Nel dettaglio, chi si trova appena sopra la soglia dei 28.000 euro noterà una differenza minima, ma il vantaggio crescerà man mano che aumenta il reddito. Per esempio, un contribuente con 40.000 euro di reddito annuo risparmierebbe circa 240 euro l’anno, mentre chi arriva ai 50.000 euro otterrebbe un beneficio di circa 440 euro, equivalenti a poco più di 30 euro al mese.

Il sistema Irpef, infatti, è progressivo, e ogni fascia di reddito viene tassata con la propria aliquota. A tal proposito, ricordiamo che dopo la riforma del 2024 gli scaglioni sono attualmente tre: 23% fino a 28.000 euro, 35% (che scenderebbe al 33%) tra 28.001 e 50.000 euro e 43% oltre questa soglia.

C’è anche l’ipotesi di estendere la soglia del secondo scaglione fino a 60.000 euro. In tal caso, anche chi guadagna tra 50.000 e 60.000 euro potrebbe beneficiare del taglio, con un risparmio massimo che arriverebbe a circa 640 euro annui. Tuttavia, si tratta di un’ipotesi costosa e difficilmente sostenibile, almeno senza ulteriori risorse da destinare alla misura.

Bonus mamme confermato e potenziato

Tra le misure a sostegno della natalità e della genitorialità promosse dal governo Meloni, il bonus mamme lavoratrici rappresenta una delle iniziative più rilevanti e simboliche. Dopo il primo avvio nel 2025, la misura è stata confermata e potenziata per il 2026, come anticipato nel Documento programmatico di finanza pubblica approvato dal Consiglio dei ministri.

L’obiettivo è duplice: da un lato favorire la partecipazione delle donne al mercato del lavoro, dall’altro incentivare la natalità, in un contesto demografico che continua a mostrare segnali allarmanti. Basti pensare che, secondo i dati Ocse, tra il 2013 e il 2023 in Italia il numero dei bambini tra 0 e 4 anni è diminuito del 25%, e si prevede un ulteriore calo del 3% nel prossimo decennio.

Il bonus si traduce in un’integrazione al reddito mensile di 40 euro per ogni mese lavorato, destinata alle madri con almeno due figli, fino al compimento del 10° anno di età del più piccolo. In termini pratici, per chi lavora tutto l’anno, significa ricevere 480 euro complessivi, erogati in un’unica soluzione a fine anno dall’Inps. Si tratta di un contributo esente da imposte e contributi, che non concorre quindi alla formazione del reddito. Il reddito da lavoro, però, non deve superare i 40.000 euro.

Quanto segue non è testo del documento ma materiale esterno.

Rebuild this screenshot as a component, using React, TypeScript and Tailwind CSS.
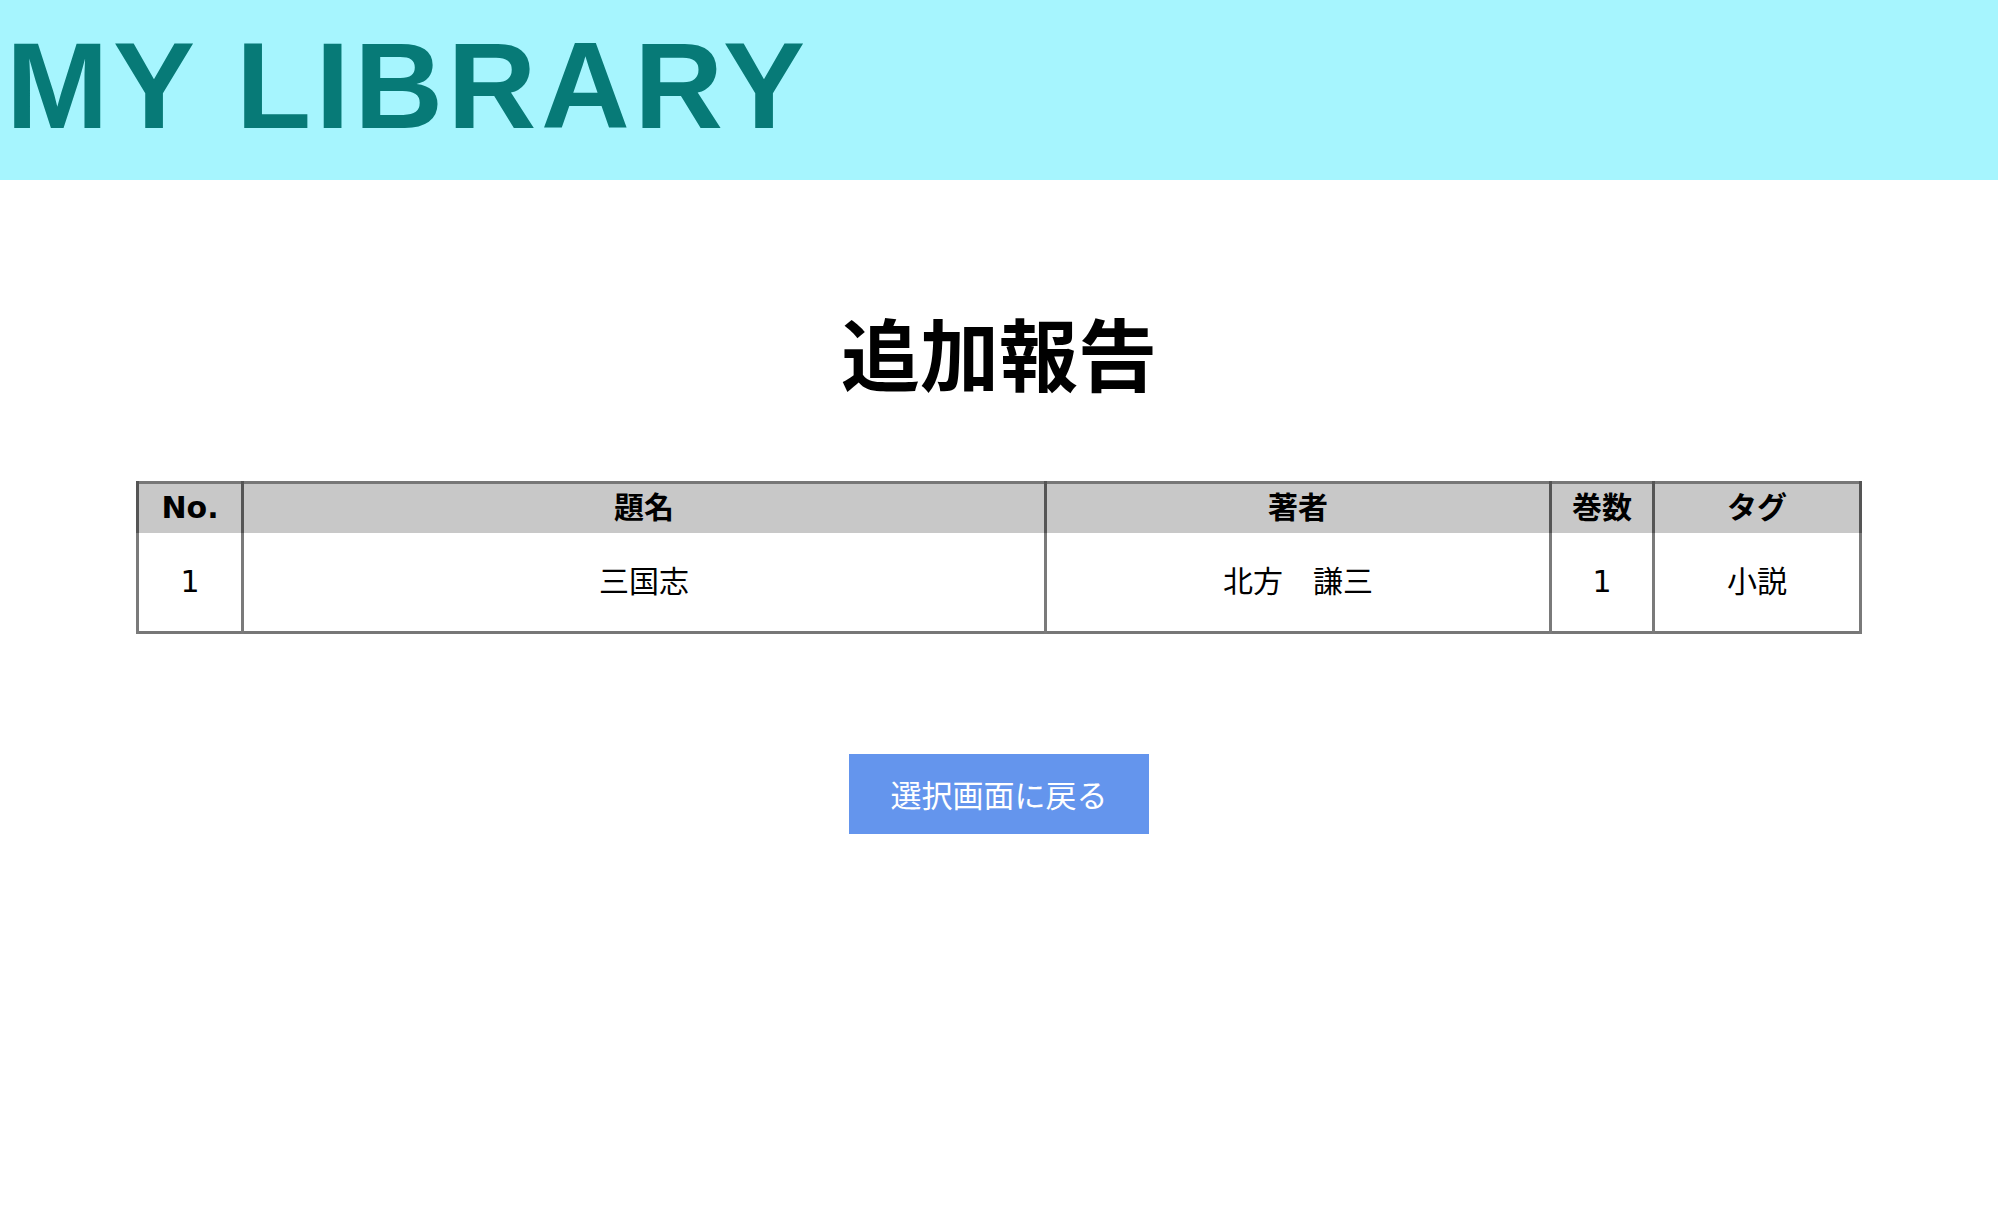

Per le madri con tre o più figli, la soglia anagrafica si estende fino al compimento dei 18 anni del figlio più piccolo. La misura non è però cumulabile con l’esonero contributivo fino a 3.000 euro l’anno per le lavoratrici dipendenti con contratto a tempo indeterminato, misura che sarà valida fino al 2026.

La buona notizia è che questo bonus, oltre a essere confermato nel 2026, dovrebbe anche essere potenziato: il che significa che l’importo potrebbe essere maggiore, come pure non è da escludere un incremento della platea delle beneficiarie.

Bonus in busta paga per le festività non godute

Nel 2026 i lavoratori italiani dovranno fare i conti con due festività nazionali che - purtroppo - cadranno di domenica: il 1° novembre (Ognissanti) e il 4 ottobre, nuova festa nazionale dedicata a San Francesco d’Assisi, patrono d’Italia.

Questo significa che non ci sarà un giorno di riposo aggiuntivo, ma le due giornate saranno considerate a tutti gli effetti festività non godute, dando diritto a un bonus in busta paga sotto forma di retribuzione aggiuntiva.

La normativa di riferimento è la legge n. 260 del 27 maggio 1949, che all’articolo 5 stabilisce che, “qualora la festività ricorra nel giorno di domenica, spetterà ai lavoratori, oltre la normale retribuzione globale di fatto giornaliera, anche una ulteriore retribuzione corrispondente all’aliquota giornaliera”. Di fatto, il dipendente riceve comunque il pagamento per la giornata festiva, anche se coincide con la domenica.

In pratica, chi percepisce una retribuzione mensile si vedrà riconosciuto in busta paga 1/26 dello stipendio in più per ciascuna festività non goduta. Ciò equivale, per esempio, a circa 92 euro lordi aggiuntivi per chi ha uno stipendio di 2.400 euro mensili. Chi è retribuito a ore, invece, riceverà una maggiorazione corrispondente a 1/6 dell’orario settimanale, calcolata sulla normale paga oraria.

Tanto a ottobre, quanto a novembre 2026, quindi, in busta paga ci sarà una giornata di lavoro pagata in più, anche se di fatto non è stata svolta alcuna attività.